Estes procedimentos não são únicos do deputado do Chega (apesar de a este, como representante da nação, se exigir bem mais responsabilidade), repercutindo-se pelas redes sociais e outras conversas onde se pode aliás observar, fácil e abertamente, o racismo que ainda negam existir aliado à culpabilização das vítimas (normalmente apoiada por frases como: “ele não era nenhum santo”) e whataboutism desmedido – a existência de outros e diferentes casos não justifica a falta de empatia ou a discussão deste, tal argumento só impossibilitaria qualquer discussão racional de qualquer tema, e talvez por isso seja tão utilizado.
Negar é esquecer
Ontem o nome foi George Floyd, hoje é Bruno Candé. Negar o racismo é esquecer estes nomes, é passar-lhes uma borracha por cima como se nunca tivessem existido, como se nunca tivessem morrido como morreram, como se eles e as famílias não importassem. É negar também a empatia e os valores de uma sociedade solidária e igualitária.

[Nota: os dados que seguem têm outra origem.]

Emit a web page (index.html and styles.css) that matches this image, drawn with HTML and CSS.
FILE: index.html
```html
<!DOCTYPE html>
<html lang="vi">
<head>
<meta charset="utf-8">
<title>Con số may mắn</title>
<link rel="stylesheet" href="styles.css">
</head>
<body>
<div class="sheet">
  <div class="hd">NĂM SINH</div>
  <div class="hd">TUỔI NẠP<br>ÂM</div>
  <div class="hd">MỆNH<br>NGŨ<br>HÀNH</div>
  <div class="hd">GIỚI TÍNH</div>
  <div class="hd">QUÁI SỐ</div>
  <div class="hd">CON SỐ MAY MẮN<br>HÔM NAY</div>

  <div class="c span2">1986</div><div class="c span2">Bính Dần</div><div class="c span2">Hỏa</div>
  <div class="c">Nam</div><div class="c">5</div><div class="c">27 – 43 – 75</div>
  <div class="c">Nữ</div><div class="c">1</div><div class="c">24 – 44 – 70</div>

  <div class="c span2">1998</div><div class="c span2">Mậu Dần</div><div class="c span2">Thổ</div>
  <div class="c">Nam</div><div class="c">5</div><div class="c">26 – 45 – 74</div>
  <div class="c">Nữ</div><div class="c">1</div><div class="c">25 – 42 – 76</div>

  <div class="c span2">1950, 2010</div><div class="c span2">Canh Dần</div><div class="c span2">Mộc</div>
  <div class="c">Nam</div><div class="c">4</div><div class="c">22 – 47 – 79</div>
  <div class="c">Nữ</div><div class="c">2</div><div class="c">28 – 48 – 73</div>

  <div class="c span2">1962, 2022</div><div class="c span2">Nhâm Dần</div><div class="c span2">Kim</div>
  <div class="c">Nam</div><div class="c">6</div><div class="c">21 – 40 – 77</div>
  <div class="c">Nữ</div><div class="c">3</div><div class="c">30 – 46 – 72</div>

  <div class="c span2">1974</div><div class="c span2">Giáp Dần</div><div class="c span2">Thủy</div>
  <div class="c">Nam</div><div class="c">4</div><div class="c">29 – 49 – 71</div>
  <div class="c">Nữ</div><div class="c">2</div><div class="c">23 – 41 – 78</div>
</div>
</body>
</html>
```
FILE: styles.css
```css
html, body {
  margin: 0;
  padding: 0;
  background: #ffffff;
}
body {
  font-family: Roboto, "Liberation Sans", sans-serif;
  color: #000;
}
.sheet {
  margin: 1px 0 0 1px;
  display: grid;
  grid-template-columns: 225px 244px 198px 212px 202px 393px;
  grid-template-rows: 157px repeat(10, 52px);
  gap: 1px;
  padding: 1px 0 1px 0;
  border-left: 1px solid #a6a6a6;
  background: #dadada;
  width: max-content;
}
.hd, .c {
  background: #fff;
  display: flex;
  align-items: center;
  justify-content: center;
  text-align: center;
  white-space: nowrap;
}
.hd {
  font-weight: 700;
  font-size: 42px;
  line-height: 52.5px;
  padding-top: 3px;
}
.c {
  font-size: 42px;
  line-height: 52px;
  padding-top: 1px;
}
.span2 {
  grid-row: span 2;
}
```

Ontem foi em Minneapolis, hoje em Moscavide. O Atlântico separa muita coisa e altera a sua dimensão, mas não faz desaparecer magicamente o racismo ou o ódio. Compreender e combater o racismo é não esquecer Bruno Candé, não esquecer a sua família, tentando que as gerações seguintes não passem pelo mesmo que as anteriores, em conformidade com o que Martin Luther King e tantos outros sonharam. E chegámos mais perto! Com o tempo chegámos um pouco mais perto de eliminar os problemas. Não podemos agora, por nada, dar este passo atrás quando ainda temos tantos à nossa frente no caminho para uma sociedade mais justa.